Pocket Books (Paperback), 2007
270 Pages
This book is part of my Popsugar Reading Challenge 2015.
The category for this book is ‘a Pulitzer prize winning book’.
BLURB FROM THE COVER
Olive Kitteridge is indomitable, compassion and often unpredictable. A retired schoolteacher in a small coastal town in Maine, struggling to make sense of the changes in her life as she grows older. She is a woman who sees into the hearts of others, discerning their triumphs and tragedies.
We meet her stoic husband, bound to her in a marriage both broken and strong, and a young man who aches for the mother he lost – and whom Olive comforts by her mere presence, while her own son feel tyrannized by her overbearing sensitivies.
EXTRACT
For many years Henry Kitteridge was a pharmacist in the next town over, driving every morning on snowy roads, on rainy roads, or summertime roads, when the wild raspberries shot their new growth in brambles along the last section of town before he turned off to where the wider road led to the pharmacy.
PHARMACY
REVIEW
This was my first time reading Elizabeth Strout.

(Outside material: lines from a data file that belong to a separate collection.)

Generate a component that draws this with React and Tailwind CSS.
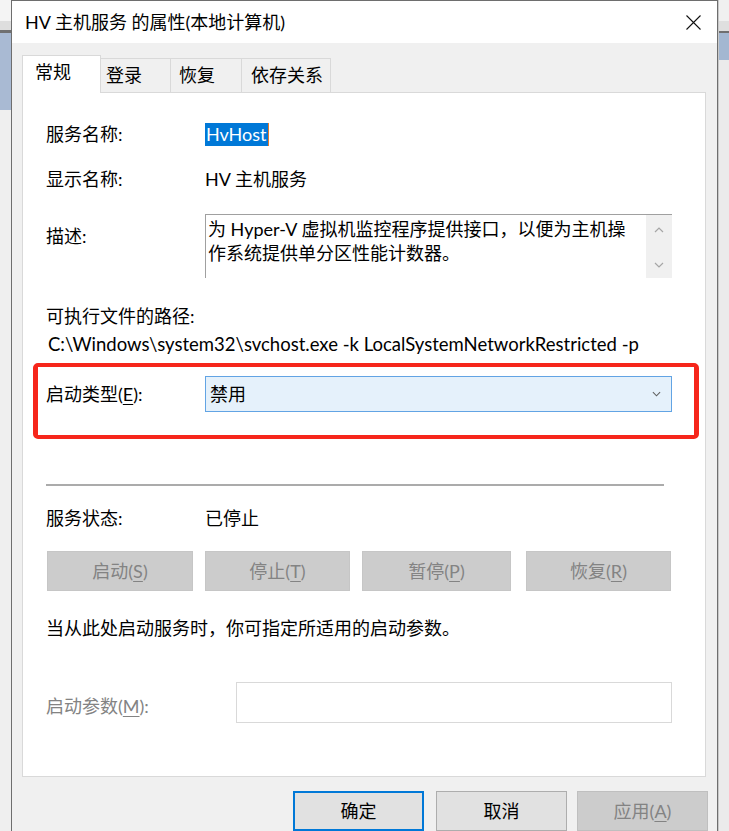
import React from "react";

const Mn = ({ children }) => (
  <span className="underline underline-offset-[3px] decoration-1">{children}</span>
);

const Chevron = ({ up = false, className = "" }) => (
  <svg className={className} width="10" height="6" viewBox="0 0 10 6" fill="none">
    <polyline
      points={up ? "1,5 5,1 9,5" : "1,1 5,5 9,1"}
      stroke="currentColor"
      strokeWidth="1.2"
    />
  </svg>
);

const Tabs = () => (
  <div className="flex items-end h-[37px]">
    <div className="relative z-10 -mb-px w-[79px] h-[38px] bg-white border border-b-0 border-[#d9d9d9] flex items-center pl-[12px] pb-[4px]">
      常规
    </div>
    <div className="w-[70px] h-[34px] border-t border-r border-[#d9d9d9] flex items-center pl-[5px]">
      登录
    </div>
    <div className="w-[71px] h-[34px] border-t border-r border-[#d9d9d9] flex items-center pl-[8px]">
      恢复
    </div>
    <div className="w-[89px] h-[34px] border-t border-r border-[#d9d9d9] flex items-center pl-[9px]">
      依存关系
    </div>
  </div>
);

const DisabledBtn = ({ label, mn, className }) => (
  <div
    className={`h-[40px] bg-[#cccccc] border border-[#c6c6c6] text-[#838383] flex items-center justify-center ${className}`}
  >
    {label}(<Mn>{mn}</Mn>)
  </div>
);

const Panel = () => (
  <div className="h-[685px] bg-white border border-[#d9d9d9] pl-[23px] pr-[32px] pt-[29px]">
    <div className="flex items-center h-6">
      <div className="w-[159px]">服务名称:</div>
      <span className="h-[23px] leading-[23px] px-px bg-[#0078d7] text-white border-r border-[#e07a2e]">
        HvHost
      </span>
    </div>

    <div className="flex items-center h-6 mt-[21px]">
      <div className="w-[159px]">显示名称:</div>
      <div>HV 主机服务</div>
    </div>

    <div className="flex items-start mt-[23px]">
      <div className="w-[159px] mt-[10px] leading-6">描述:</div>
      <div className="w-[467px] h-[64px] border-t border-l border-[#a0a0a0] flex">
        <div className="flex-1 pl-[2px] pt-[2px] leading-6 whitespace-nowrap">
          为 Hyper-V 虚拟机监控程序提供接口，以便为主机操
          <br />
          作系统提供单分区性能计数器。
        </div>
        <div className="w-[26px] bg-[#f0f0f0] flex flex-col items-center pt-[12px] text-[#a6a6a6]">
          <Chevron up />
          <Chevron className="mt-[29px]" />
        </div>
      </div>
    </div>

    <div className="h-6 leading-6 mt-[26px]">可执行文件的路径:</div>
    <div className="h-6 leading-6 mt-[4px] pl-[2px] whitespace-nowrap text-[18.5px]">
      C:\Windows\system32\svchost.exe -k LocalSystemNetworkRestricted -p
    </div>

    <div className="mt-[7px] -ml-[13px] -mr-[26px] h-[76px] border-x-[5px] border-y-4 border-[#f6261b] rounded-[5px] pl-[8px] pr-[21px] pt-[9px]">
      <div className="flex items-center h-[36px]">
        <div className="w-[159px]">
          启动类型(<Mn>E</Mn>):
        </div>
        <div className="w-[467px] h-[36px] bg-[#e5f1fb] border border-[#62a4e4] flex items-center justify-between pl-[4px] pr-[10px]">
          <span>禁用</span>
          <Chevron className="text-[#606060] w-[9px]" />
        </div>
      </div>
    </div>

    <div className="mt-[45px] w-[618px] h-[2px] bg-[#ababab]" />

    <div className="flex items-center h-6 mt-[20px]">
      <div className="w-[159px]">服务状态:</div>
      <div>已停止</div>
    </div>

    <div className="flex mt-[21px]">
      <DisabledBtn label="启动" mn="S" className="ml-px w-[146px]" />
      <DisabledBtn label="停止" mn="T" className="ml-[12px] w-[145px]" />
      <DisabledBtn label="暂停" mn="P" className="ml-[12px] w-[149px]" />
      <DisabledBtn label="恢复" mn="R" className="ml-[15px] w-[145px]" />
    </div>

    <div className="h-6 leading-6 mt-[25px]">
      当从此处启动服务时，你可指定所适用的启动参数。
    </div>

    <div className="flex items-start mt-[42px]">
      <div className="w-[190px] mt-[12px] leading-6 text-[#838383]">
        启动参数(<Mn>M</Mn>):
      </div>
      <div className="w-[436px] h-[41px] border border-[#d9d9d9] bg-white" />
    </div>
  </div>
);

const Footer = () => (
  <div className="flex justify-end mt-[14px] -mr-[2px]">
    <div className="w-[131px] h-[40px] bg-[#e1e1e1] border-2 border-[#0078d7] flex items-center justify-center">
      确定
    </div>
    <div className="ml-[12px] w-[131px] h-[40px] bg-[#e1e1e1] border border-[#adadad] flex items-center justify-center">
      取消
    </div>
    <div className="ml-[10px] w-[131px] h-[40px] bg-[#cccccc] border border-[#bfbfbf] text-[#838383] flex items-center justify-center">
      应用(<Mn>A</Mn>)
    </div>
  </div>
);

const LeftStrip = () => (
  <div className="w-[11px] flex flex-col">
    <div className="h-[21px] bg-[#f4f4f4]" />
    <div className="h-[9px] bg-[#dedede]" />
    <div className="h-[3px] bg-[#707070]" />
    <div className="h-[77px] bg-[#a9bad3]" />
    <div className="flex-1 bg-[#efefef]" />
  </div>
);

const RightStrip = () => (
  <div className="w-[11px] flex flex-col border-l border-[#c8c8c8]">
    <div className="h-[21px] bg-[#f0f0f0]" />
    <div className="h-[10px] bg-[#dfdfdf]" />
    <div className="h-[2px] bg-[#6f6f6f]" />
    <div className="h-[27px] bg-[#a3b7d1]" />
    <div className="flex-1 bg-[#ebebeb]" />
  </div>
);

export default function App() {
  return (
    <div className="w-[729px] h-[831px] overflow-hidden flex font-['Lato','Noto_Sans_CJK_SC',sans-serif] text-[18px] text-black">
      <LeftStrip />
      <div className="w-[707px] border-x border-t border-[#6e6e6e] flex flex-col">
        <div className="h-[46px] bg-white flex items-center justify-between pl-[13px] pr-[16px]">
          <div>HV 主机服务 的属性(本地计算机)</div>
          <svg width="15" height="15" viewBox="0 0 15 15" fill="none">
            <path d="M0.5 0.5L14.5 14.5M14.5 0.5L0.5 14.5" stroke="#111" strokeWidth="1.1" />
          </svg>
        </div>
        <div className="flex-1 bg-[#f0f0f0] pl-[10px] pr-[11px] pt-[12px]">
          <Tabs />
          <Panel />
          <Footer />
        </div>
      </div>
      <RightStrip />
    </div>
  );
}
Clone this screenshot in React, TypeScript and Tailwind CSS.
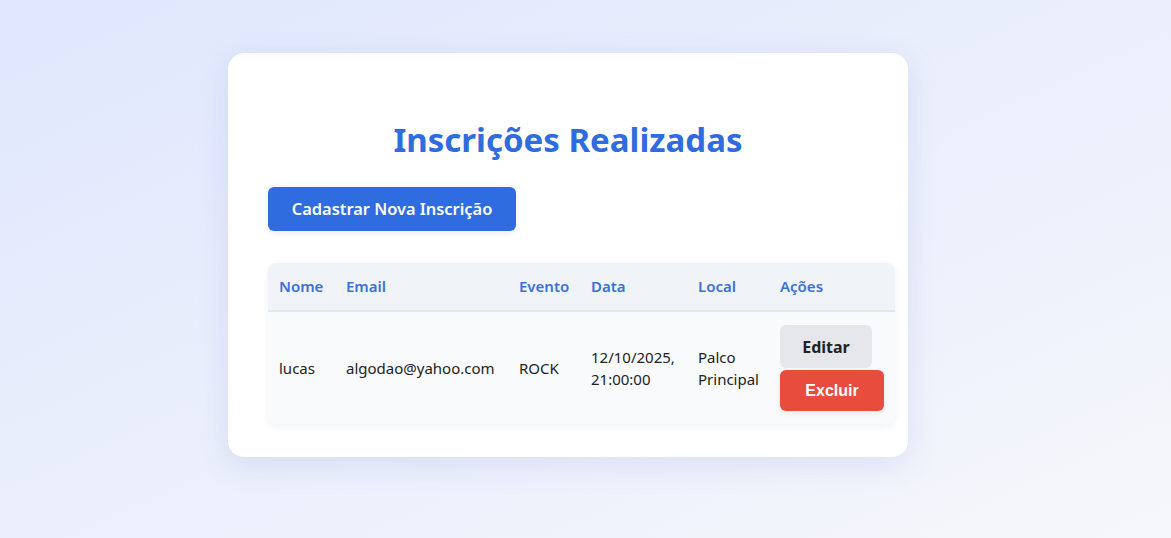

I enjoyed Olive Kitteridge. I liked the structure of the novel, how Strout splits it into thirteen short stories connected by Oliver and her husband Henry, their son Christopher and various people they encounter in the small town where they live. Olive is not a very nice person. She’s harsh and abrasive and downright horrible at times. But she’s honest and real and I sort of loved her in spite of it all. I have an aunt just like Olive. Everyone in the family sort of hates her because she can be so unpleasant. I get on with her like a house on fire. Olive Kitteridge was a bit slow to start then picked up pace after a couple of stories. I didn’t love Olive Kitteridge but I really enjoyed it, much more than I expected actually. I was dreading reading a Pulitzer prize-winning novel because I had this idea it would be stuffy and boring and not my thing. Olive Kitteridge was a pleasant surprise.